Le Province avevano competenze specifiche di rilievo per i territori. Competenze che potevano essere integralmente affidate alle Regioni. Ma, fatalmente, sarebbero stato necessario rispolverare qualcosa di simile alle antiche Delegazioni pontificie. Oppure riaccorpare i Comuni in Province enormi, com’era, ad esempio, quella di Roma prima della riforma del 1927. Di Roma faceva parte anche la mia Viterbo, già delegazione pontificia, poi solo circondario, che aveva i suoi rappresentanti nella giunta della vastissima provincia metropolitana della Capitale. Per esempio, nel 1923 il mio prozio Tommaso Petroselli era, appunto, “deputato provinciale” di Viterbo in quella giunta.

Si dirà che oggi ci sono le Città Metropolitane, che raggruppano i comuni della ex provincia. Non so quanto funzionino, onestamente. Al di là della retorica sui corpi intermedi, sulle autonomie, il problema dell’efficienza del governo dei territori esiste. Ed è antico, dalla Costituzione in poi. Con la sua lenta applicazione (le Regioni, per esempio, ma non solo) e le sue modifiche a strappi.

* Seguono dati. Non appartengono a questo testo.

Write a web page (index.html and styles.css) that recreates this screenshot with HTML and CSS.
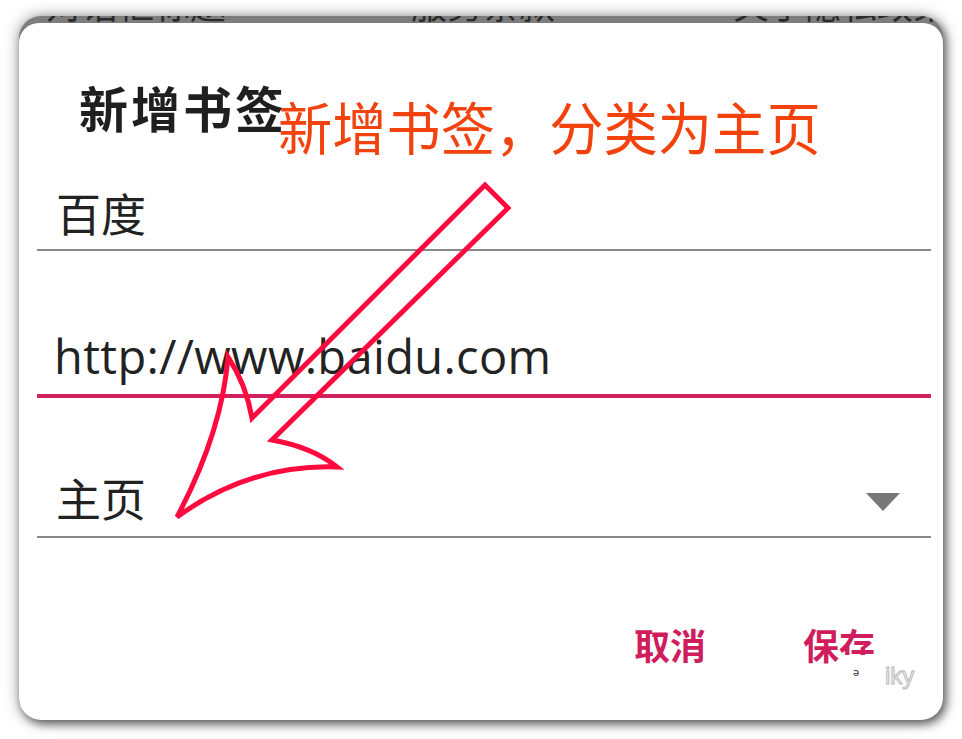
FILE: index.html
```html
<!DOCTYPE html>
<html lang="zh">
<head>
<meta charset="utf-8">
<title>新增书签</title>
<link rel="stylesheet" href="styles.css">
</head>
<body>
<div class="page">
  <div class="frame">
    <div class="behind">
      <span class="b1">对话框标题</span>
      <span class="b2">服务条款</span>
      <span class="b3">关于隐私政策</span>
    </div>
    <div class="dialog">
      <div class="title">新增书签</div>
      <div class="field f1"><span class="val">百度</span></div>
      <div class="field f2 active"><span class="val url">http://www.baidu.com</span></div>
      <div class="field f3">
        <span class="val">主页</span>
        <svg class="caret" width="34" height="18" viewBox="0 0 34 18"><path d="M0 0 H34 L17 18 Z" fill="#777"/></svg>
      </div>
      <div class="actions">
        <span class="btn">取消</span>
        <span class="btn">保存</span>
      </div>
    </div>
  </div>
</div>

<div class="note">新增书签，分类为主页</div>
<svg class="arrow" width="962" height="739" viewBox="0 0 962 739">
  <path d="M485 185 L508 208 L272 440 Q312 447 337 467 Q250 464 177 517 Q222 432 228 357 Q246 384 252 418 Z"
        fill="none" stroke="#ff0a3e" stroke-width="5" stroke-linejoin="miter"/>
</svg>
<div class="mask"></div>
<div class="wm-dot">ə</div>
<div class="wm">iky</div>
</body>
</html>
```

FILE: styles.css
```css
html, body {
  margin: 0;
  padding: 0;
  background: #ffffff;
}
body {
  font-family: "Noto Sans CJK SC", "Noto Sans", sans-serif;
  width: 962px;
  height: 739px;
  overflow: hidden;
  position: relative;
}
.page {
  padding: 16px 19px 0 19px;
}
.frame {
  width: 924px;
  height: 704px;
  border-radius: 22px;
  overflow: hidden;
  background: #7d7d7d;
  box-shadow: 3px 4px 10px rgba(0, 0, 0, 0.55), 0 0 16px rgba(0, 0, 0, 0.35);
}
.behind {
  height: 7px;
  overflow: hidden;
  display: flex;
  color: #2a2a2a;
  font-size: 36px;
  line-height: 36px;
  white-space: nowrap;
}
.behind span {
  margin-top: -31px;
}
.b1 { padding-left: 27px; }
.b2 { padding-left: 185px; }
.b3 { padding-left: 178px; }
.dialog {
  height: 697px;
  background: #ffffff;
  border-radius: 20px;
  display: flex;
  flex-direction: column;
}
.title {
  margin-top: 60px;
  padding-left: 60px;
  font-size: 49px;
  line-height: 48px;
  font-weight: 700;
  letter-spacing: 3px;
  color: #1f1f1f;
}
.field {
  margin: 0 12px 0 18px;
  padding-left: 19px;
  border-bottom: 2px solid #888888;
  display: flex;
  align-items: center;
}
.val {
  font-size: 45px;
  line-height: 44px;
  color: #222222;
}
.f1 {
  margin-top: 60px;
  padding-bottom: 14px;
}
.f2 {
  margin-top: 82px;
  padding-bottom: 14px;
  padding-left: 17px;
  border-bottom: 4px solid #d0205e;
}
.url {
  font-family: "Open Sans", "Noto Sans CJK SC", sans-serif;
  font-size: 47px;
  line-height: 47px;
  letter-spacing: 0.35px;
}
.f3 {
  margin-top: 78px;
  padding-bottom: 16px;
  justify-content: space-between;
}
.caret {
  margin-right: 31px;
  margin-top: 8px;
}
.actions {
  margin-top: 88px;
  display: flex;
  justify-content: flex-end;
  gap: 97px;
  padding-right: 68px;
}
.btn {
  font-size: 36px;
  line-height: 36px;
  font-weight: 700;
  color: #cf1d5d;
}
.note {
  position: absolute;
  left: 278px;
  top: 97px;
  font-size: 57px;
  line-height: 57px;
  color: #f2420e;
  white-space: nowrap;
  transform: scaleX(0.952);
  transform-origin: left top;
}
.arrow {
  position: absolute;
  left: 0;
  top: 0;
  pointer-events: none;
}
.mask {
  position: absolute;
  left: 842px;
  top: 655px;
  width: 40px;
  height: 12px;
  background: #ffffff;
}
.wm-dot {
  position: absolute;
  left: 853px;
  top: 668px;
  font-family: "DejaVu Sans", sans-serif;
  font-size: 10px;
  line-height: 10px;
  color: #333;
}
.wm {
  position: absolute;
  left: 885px;
  top: 662px;
  font-family: "Liberation Sans", sans-serif;
  font-size: 24px;
  line-height: 28px;
  color: #f4f4f4;
  -webkit-text-stroke: 1px #b9b9b9;
}
```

La Costituzione potrà anche essere definita “la più bel mondo”, ma anche questa è retorica. Più che di ritocchi, avrebbe bisogno di essere riscritta. Perché nacque in un momento particolare, subito dopo la guerra. Forse fu un miracolo riuscire a stenderla. Ma certo fu un compromesso tra forze politiche con una visione divergente del futuro. Lo storico Renzo De Felice, già nel 1992 – mentre la Prima Repubblica stava crollando – pensava che <La nostra Costituzione, nel momento storico in cui fu approvata aveva un suo significato e un suo valore. Probabilmente, nei suoi lineamenti essenziali, non avrebbe potuto essere diversa. Ma oggi non va più bene, e accomodarla non si può. Occorre una costituente che la rifaccia da cima a fondo>. Questo servirebbe.

D’altra parte, che non fosse nata benissimo, lo pensava anche Piero Calamandrei. «Secondo me – ammonì, nella seduta dell’Assemblea Costituente del 4 marzo 1947 – è un errore formulare gli articoli della Costituzione con lo sguardo fisso agli eventi vicini, alle amarezze, agli urti, alle preoccupazioni elettorali dell’immediato avvenire in mezzo alle quali molti dei componenti di questa Assemblea già vivono. La Costituzione deve essere presbite, deve vedere lontano, non essere miope». Non fu presbite ma <poco lungimirante>, secondo Calamandrei, perché peccò «di genericità, di oscurità, di sottintesi». Un intervento, quello del giurista, che troppo spesso viene richiamato occultando le critiche. Sarebbe da rileggere, integralmente. E procedere di conseguenza. 75 anni dopo.